Are you two in sexual sych?
Are you two in sexual sych? Questions and answers
If we find each other hugely desirable, how do we end up falling out of sexual sync?
"The intensity of the chemical attraction we initially have for someone can override any little niggles or differences in bed. We literally wear rose-coloured spectacles when looking at our new lover. This means that if, e.g., our new lover has a higher sex drive, we get carried along with it and see it as, "how wonderful it is that he can’t keep his hands off me." As time goes by we psychologically "reframe" this into a negative, "why cant he ever keeps his hands off of me?!" So we find ourselves out of sync."
What happens when we move in together/get married - at a time when we should be revelling in the on-tap sex, we can end up misunderstanding each others’ sexual messages and upsetting each other. How does this happen?
"When a couple moves in or gets married what they expected would be a blissful time a "on tap-sex" is actually a time of "on tap-real-life, day-to-day issues". Before they could’ve hidden - or dealt with - things like bad moods by disappearing behind their own flat door. They'd simply get on with dealing with things like an overflowing toilet or an unpaid bill on their own, now all these issues are part of their shared life. There are reality is what they thought were boring/annoying things in their own life are now reflected in their life together. All these things have a ripple effect into the sex life. They get annoyed with each other over a household issue, are feeling bad, and then they get mixed messages when it comes to sexual matters."
What can you do to make your sex life mutally satisfying if you have conflicting schedules or prefer different times of the day to have sex than your partner?
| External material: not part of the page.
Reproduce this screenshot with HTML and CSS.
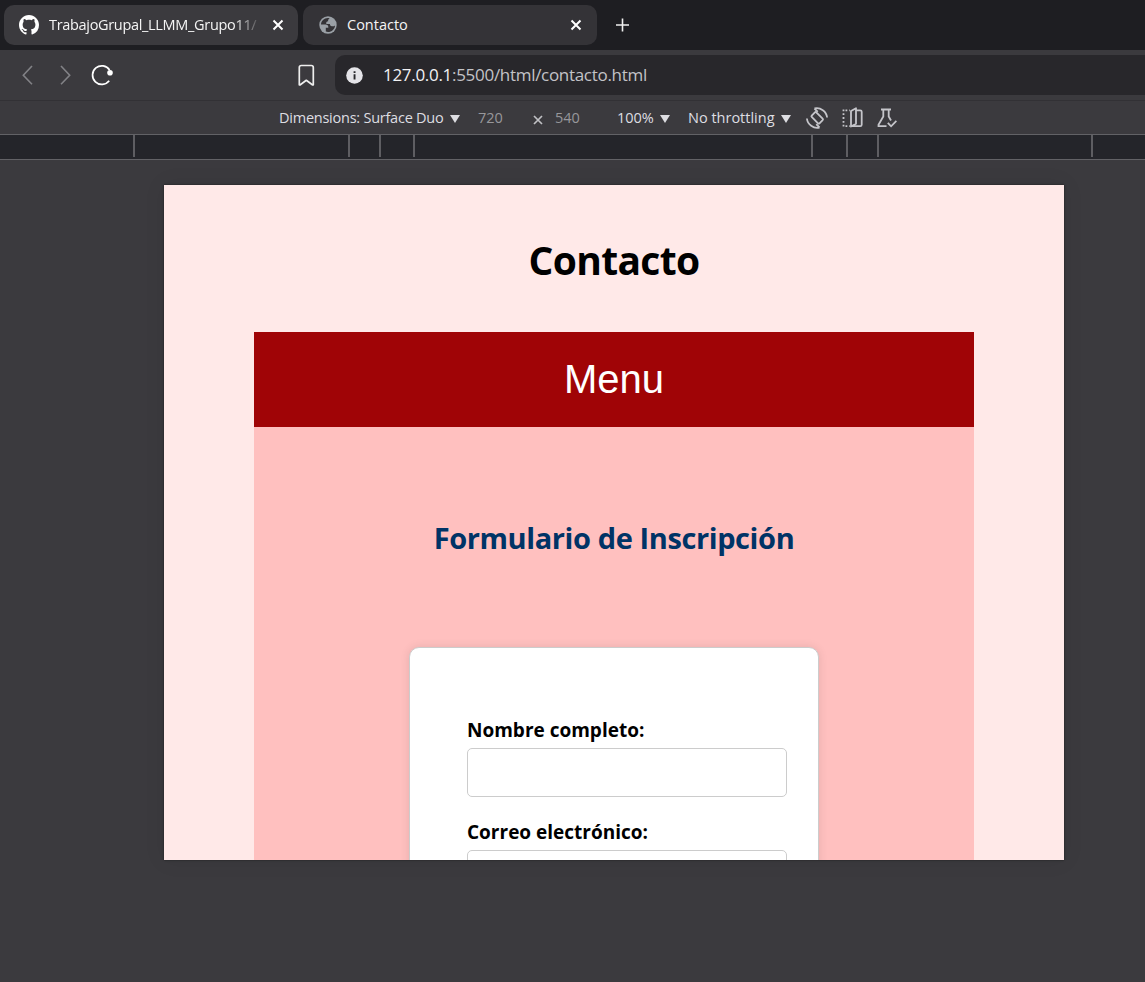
FILE: index.html
```html
<!DOCTYPE html>
<html lang="es">
<head>
<meta charset="utf-8">
<title>Contacto</title>
<link rel="stylesheet" href="styles.css">
</head>
<body>
<header class="tabs">
  <div class="tab tab-active">
    <svg class="github" width="20" height="20" viewBox="0 0 16 16"><path fill="#fff" d="M8 0C3.58 0 0 3.58 0 8c0 3.54 2.29 6.53 5.47 7.59.4.07.55-.17.55-.38 0-.19-.01-.82-.01-1.49-2.01.37-2.53-.49-2.69-.94-.09-.23-.48-.94-.82-1.13-.28-.15-.68-.52-.01-.53.63-.01 1.08.58 1.23.82.72 1.21 1.87.87 2.33.66.07-.52.28-.87.51-1.07-1.78-.2-3.64-.89-3.64-3.95 0-.87.31-1.59.82-2.15-.08-.2-.36-1.02.08-2.12 0 0 .67-.21 2.2.82.64-.18 1.32-.27 2-.27s1.36.09 2 .27c1.53-1.04 2.2-.82 2.2-.82.44 1.1.16 1.92.08 2.12.51.56.82 1.27.82 2.15 0 3.07-1.87 3.75-3.65 3.95.29.25.54.73.54 1.48 0 1.07-.01 1.93-.01 2.2 0 .21.15.46.55.38A8.01 8.01 0 0 0 16 8c0-4.42-3.58-8-8-8z"/></svg>
    <span class="tab-title fade">TrabajoGrupal_LLMM_Grupo11/</span>
    <svg class="close" width="12" height="12" viewBox="0 0 12 12"><path d="M1.500 1.500l9 9M10.500 1.500l-9 9" stroke="#fff" stroke-width="2"/></svg>
  </div>
  <div class="tab">
    <svg class="globe" width="18" height="18" viewBox="0 0 18 18"><circle cx="9" cy="9" r="8.700" fill="#9aa0a6"/><path fill="#343337" d="M9.600 2C5.500 1.600 2 4.700 2 8.600h4.600c1.700 0 2.700.9 2.700 2.300v.8H6.800v3.900C11.500 17 16 13.600 16 9.400c-1 .9-2.200 1-3.200.8-1.300-.2-1.900-1.100-1.900-2.300H7.400c-.5-1.500.1-2.700 1.700-2.700 0-1.300.2-2.200 1.600-2.400z"/></svg>
    <span class="tab-title">Contacto</span>
    <svg class="close" width="12" height="12" viewBox="0 0 12 12"><path d="M1.500 1.500l9 9M10.500 1.500l-9 9" stroke="#fff" stroke-width="2"/></svg>
  </div>
  <svg class="new-tab" width="14" height="14" viewBox="0 0 14 14"><path d="M6.500 .5v13M0 7h13" stroke="#f0f0f0" stroke-width="1.600"/></svg>
</header>

<nav class="toolbar">
  <svg class="back" width="12" height="20" viewBox="0 0 12 20"><path d="M11 1L2.300 10.300l8.700 9" fill="none" stroke="#828286" stroke-width="1.600"/></svg>
  <svg class="forward" width="12" height="20" viewBox="0 0 12 20"><path d="M2 1l8.700 9.300L2 19.300" fill="none" stroke="#828286" stroke-width="1.600"/></svg>
  <svg class="reload" width="22" height="22" viewBox="0 0 22 22"><path d="M18.600 6A9.300 9.300 0 1 0 18.200 16.800" fill="none" stroke="#fff" stroke-width="1.700"/><circle cx="19" cy="8.800" r="2.800" fill="#fff"/></svg>
  <svg class="bookmark" width="18" height="22" viewBox="0 0 18 22"><path d="M2.300 3.500q0-2 2-2h10q2 0 2 2v17.300h-1l-6-4.500-6 4.500h-1z" fill="none" stroke="#eee" stroke-width="1.700" stroke-linejoin="round"/></svg>
  <div class="address">
    <svg class="info" width="17" height="17" viewBox="0 0 17 17"><circle cx="8.500" cy="8.500" r="8.300" fill="#e4e4e8"/><path d="M7.600 4.200h1.900v1.900H7.600zM7.600 7.300h1.900v5.300H7.600z" fill="#28282c"/></svg>
    <span class="url"><span class="host">127.0.0.1</span>:5500/html/contacto.html</span>
  </div>
</nav>

<div class="device-bar">
  <span class="d-label d-device">Dimensions: Surface Duo</span>
  <i class="arrow"></i>
  <span class="d-label dim d-w">720</span>
  <svg class="times" width="10" height="10" viewBox="0 0 10 10"><path d="M1 1l8 8M9 1L1 9" stroke="#c0c0c4" stroke-width="1.700"/></svg>
  <span class="d-label dim d-h">540</span>
  <span class="d-label d-zoom">100%</span>
  <i class="arrow"></i>
  <span class="d-label d-throttle">No throttling</span>
  <i class="arrow"></i>
  <svg class="rotate" width="22" height="22" viewBox="0 0 22 22" fill="none" stroke="#c5c5ca" stroke-width="1.800"><rect x="8" y="5.500" width="6.500" height="11" rx="1" transform="rotate(-45 11 11)"/><path d="M8.500 1.500c6-1.400 12 3 12.600 9M8.500 1.500l3.200 3.300M13.500 20.500c-6 1.400-12-3-12.600-9M13.500 20.500l-3.200-3.300"/></svg>
  <svg class="posture" width="21" height="22" viewBox="0 0 21 22" fill="none" stroke="#c5c5ca" stroke-width="1.800"><path d="M1.500 2.500v17.500M3.500 3.300h4.500M3.500 19.200h4.500" stroke-dasharray="1.800 2"/><path d="M9 4l5-2.700v15.500L9 19.500zM14 3.300h4.200q1.500 0 1.500 1.500v12.900q0 1.500-1.500 1.500H9" stroke-linejoin="round"/></svg>
  <svg class="flask" width="20" height="20" viewBox="0 0 20 20" fill="none" stroke="#c5c5ca" stroke-width="1.800"><path d="M4 1.500h10M6.300 1.500v7L1.500 16.800v1.300H9.500M11.700 1.500v7l2.300 4M10.800 14.800l3.300 3.500 5.300-5.500"/></svg>
</div>

<div class="ruler">
  <i></i><i class="m214"></i><i class="m30"></i><i class="m33"></i><i class="m397"></i><i class="m34"></i><i class="m30"></i><i class="m213"></i>
</div>

<main class="viewport">
  <h1>Contacto</h1>
  <section class="content">
    <div class="menu">Menu</div>
    <h2>Formulario de Inscripción</h2>
    <form class="card">
      <label for="nombre">Nombre completo:</label>
      <input id="nombre" type="text">
      <label for="correo">Correo electrónico:</label>
      <input id="correo" type="email">
    </form>
  </section>
</main>
</body>
</html>
```
FILE: styles.css
```css
* { box-sizing: border-box; }
body {
  margin: 0;
  height: 982px;
  overflow: hidden;
  background: #3b3a3e;
  font-family: "Open Sans", "Noto Sans", sans-serif;
}
svg, i { display: block; flex: none; }

.tabs { display: flex; align-items: center; height: 50px; padding-left: 4px; background: #1e1e22; }
.tab { display: flex; align-items: center; width: 294px; height: 40px; margin-right: 5px; padding-left: 15px; border-radius: 10px; background: #343337; }
.tab-active { background: #3b3a3e; }
.tab-title { width: 211px; margin-left: 10px; white-space: nowrap; font-size: 14.500px; line-height: 20px; color: #f5f5f5; }
.fade { letter-spacing: -.32px; -webkit-mask-image: linear-gradient(90deg, #000 185px, transparent 213px); mask-image: linear-gradient(90deg, #000 185px, transparent 213px); }
.close { margin-left: 12px; }
.globe { margin-left: 1px; }
.new-tab { margin-left: 14px; }

.toolbar { display: flex; align-items: center; height: 51px; padding-left: 21px; border-bottom: 1px solid #323135; background: #3b3a3e; }
.forward { margin-left: 26px; }
.reload { margin-left: 20px; }
.bookmark { margin-left: 184px; }
.address { display: flex; align-items: center; flex: 1; height: 40px; margin-left: 20px; padding-left: 11px; border-radius: 10px 0 0 10px; background: #28272b; }
.url { margin-left: 20px; font-size: 17px; line-height: 24px; letter-spacing: -.3px; color: #c3c3c7; white-space: nowrap; }
.host { color: #f2f2f4; }

.device-bar { display: flex; align-items: center; height: 33px; padding-left: 279px; font-size: 14.500px; line-height: 20px; color: #dedee2; }
.d-label { flex: none; white-space: nowrap; }
.d-device { width: 171px; letter-spacing: -.24px; }
.dim { color: #97979b; }
.arrow { width: 0; height: 0; margin-top: 3px; border: 5px solid transparent; border-top: 8px solid #dedee2; border-bottom: 0; }
.d-w { width: 55px; margin-left: 18px; }
.times { margin-top: 5px; }
.d-h { width: 62px; margin-left: 12px; }
.d-zoom { width: 43px; }
.d-throttle { width: 93px; margin-left: 18px; }
.rotate { margin-left: 15px; }
.posture { margin-left: 14px; }
.flask { margin-left: 14px; }

.ruler { display: flex; height: 26px; padding-left: 133px; border-top: 1px solid #626266; border-bottom: 1px solid #626266; background: #24252a; }
.ruler i { width: 2px; height: 22px; background: #5e5e62; }
.ruler .m214 { margin-left: 213px; }
.ruler .m30 { margin-left: 29px; }
.ruler .m33 { margin-left: 32px; }
.ruler .m397 { margin-left: 396px; }
.ruler .m34 { margin-left: 33px; }
.ruler .m213 { margin-left: 212px; }

.viewport { width: 900px; height: 675px; margin: 25px 0 0 164px; overflow: hidden; background: #ffe9e8; box-shadow: 0 0 2px rgba(0, 0, 0, .5), 0 0 20px rgba(0, 0, 0, .08); }
h1 { height: 147px; margin: 0; padding-top: 47px; text-align: center; font-size: 39px; line-height: 56px; letter-spacing: -.65px; color: #000; }
.content { width: 720px; height: 600px; margin: 0 auto; overflow: hidden; background: #ffc0bf; }
.menu { height: 95px; background: #a00406; color: #fff; text-align: center; font: 40px/95px "Liberation Sans", Arial, sans-serif; }
h2 { height: 40px; margin: 91px 0 0; text-align: center; font-size: 29px; line-height: 40px; letter-spacing: -.4px; color: #003366; }
.card { width: 410px; height: 500px; margin: 89px auto 0; padding: 68px 31px 0 57px; border: 1px solid #ccc; border-radius: 10px; background: #fff; box-shadow: 0 0 10px rgba(0, 0, 0, .1); }
label { display: block; height: 32px; font-size: 19px; font-weight: 700; line-height: 28px; color: #000; }
input { display: block; width: 320px; height: 49px; margin: 0 0 21px; border: 1px solid #ccc; border-radius: 5px; background: #fff; }
```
"Compromise and being creative is the absolute key to negotiating conflicting schedules or differences in sexual preferences - like timing, e.g., where you feel randy in the morning and he’s a midnight-man. First off, show goodwill and demonstrate that you are not always going to turn him down at night if he loves you do coax him into sex in the morning. We’re far too self-centred - both women and men - and always want our way first. Don't compromise begrudgingly but find the positive side or turn it into a sex game. You can suggest sensually, "You know I don't usually feel sexy at night but if you pretend to be a man that's got lost and is looking for directions, but end up seducing me passionately, then you can be guaranteed I'll enjoy it."
Initiating sex - and whose ‘turn’ it is - can be a big problem area, and being rebuffed can cause major friction. How can you learn to read each other’s sexual signs?
"The more you listen to your lover, the more you get to know his sex signs. You'll read his look, his mood, his body-language, etc. Let your intuition guide you! Too many women tune-out from their intuition, when I’d say 95 per cent the time it's right. Next, don't expect either of you to be mind readers. You can always use soft, low, and loving vocal tones to find out what he's trying to communicate - or to communicate yourself. Psychological research shows vocal tone is critical in intimate communication. A high, shrill question about whether or not he wants sex that night is not going to get a good response. Also research shows using simple, straight forward questions (with the positive tone of voice) is much more likely to elicit clear communication from a man then beating around the bush. ."
How is it best to deal with very conflicting libido levels? Should you give in to pressure to do it more to please him (or vice versa), or be true to what you want?
"You'll never have a successful relationship if you don't learn to compromise - be it in the bedroom, over money, or the way you spend your free time together. You'd be amazed at the magic worked by showing a loving and generous spirit when it comes to such issues. Of course there are some things you can never compromise over - like if he wants to try it a sexual practice that turns you off. For example, if you gave in to his desire for anal sex - and it really repulsed - you could destroy your entire sex-life. But when it comes to timing and other things like that you both need to compromise."